The FPGA family I have chosen to use is the Lattice ICE 40 series. I first encountered these in early 2015 when Clifford Wolf announced his "Project IceStorm" reverse engineered, opensource FPGA toolchain - allowing the Lattice parts to be programmed using a manageable, open source toolchain. One of the first soft-cpus to benefit from this announcement was James Bowman's J1 Forth CPU. Video here: James had previously used Xilinx parts for earlier implementations of his J1, but by May 2015 had proven that it would easily fit onto a ICE 40 HX1K - which is a 1K lUT FPGA used on the $25 Lattice IceStick development board. James and I have collaborated on a couple of projects, having first met at the Open Hardware Summit in New York in September 2011.
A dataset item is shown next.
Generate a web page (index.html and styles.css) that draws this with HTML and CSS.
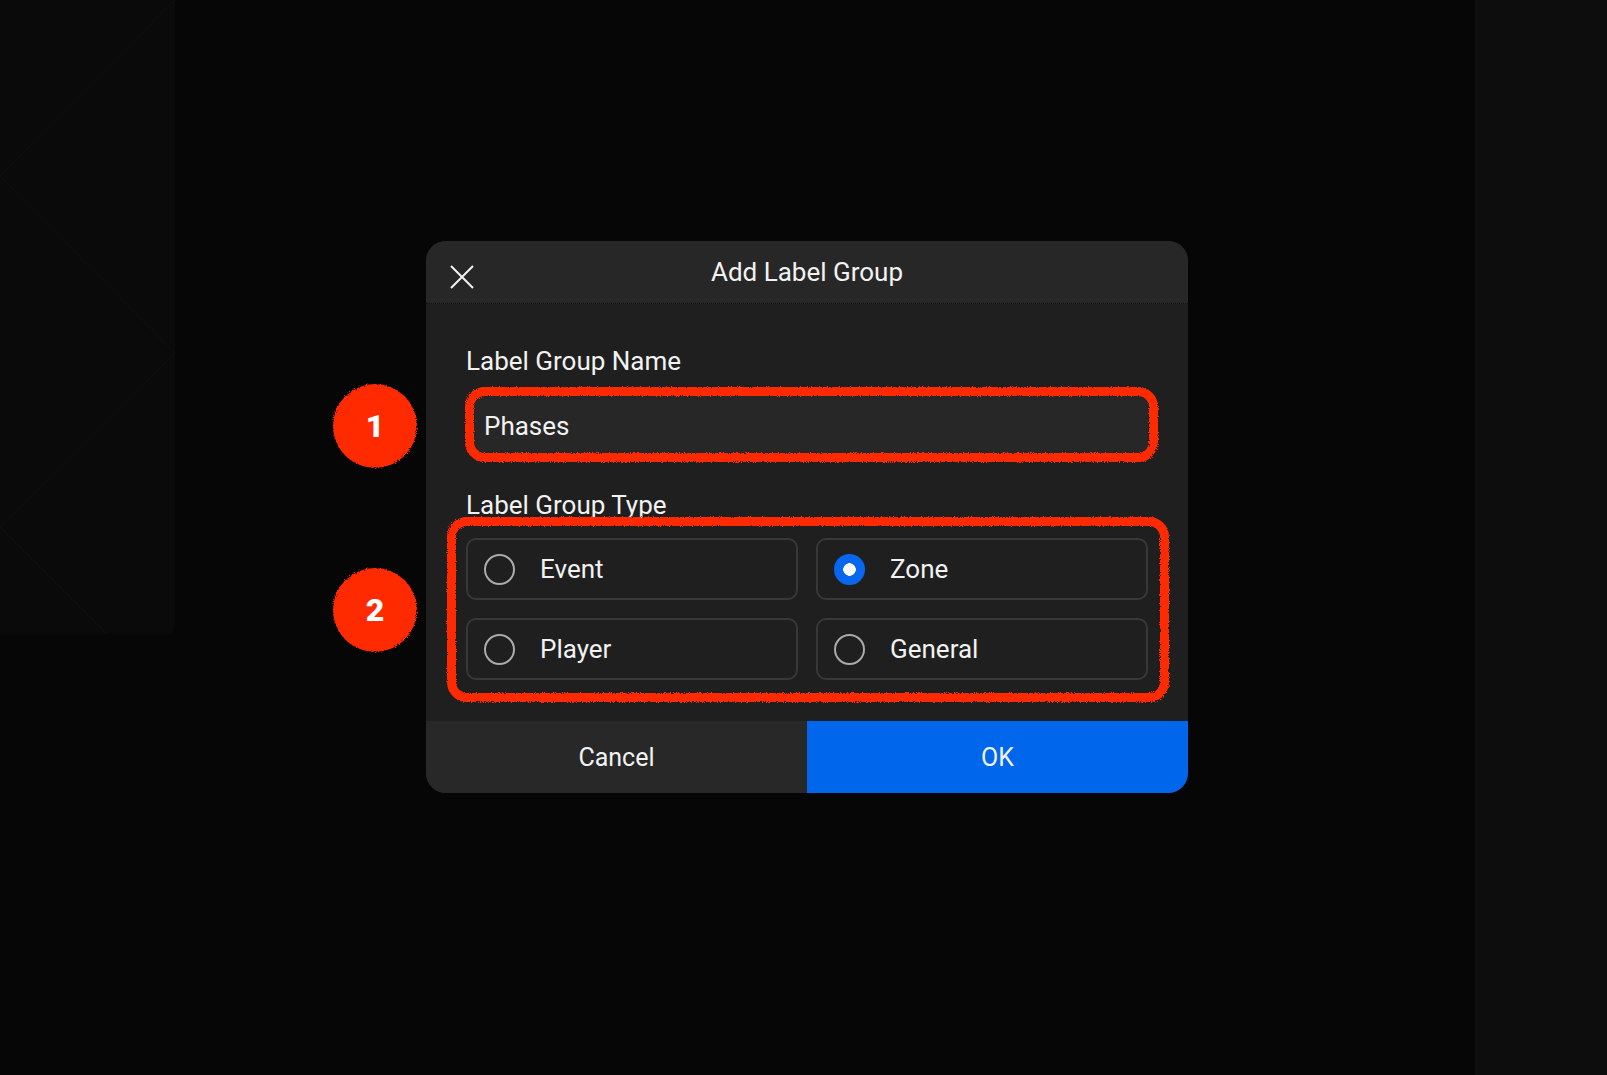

In May 2016 a friend, Alan Wood, and I decided to develop an opensource FPGA dev-board based on the Lattice ICE40 HX4K. The result was the myStorm BlackIce, which is now into it's fifth generation. Hardware development took about 14 weeks from idea to the first 250 boards arriving from the manufacturers in Shenzhen, China. We debuted at the 2016 OSHCamp (Open Source Hardware Camp) held annually in Hebden Bridge, West Yorkshire, UK.
In November 2016, I met up with James again at Forth Day in Palo Alto, where he had implemented his J1 cpu on one of our BlackIce boards, and was serving his presentation as a series of jpgs from it. The BlackIce hardware had been fully exercised and proven robust and reliable - and makes an ideal platform for soft cpus or SoCs.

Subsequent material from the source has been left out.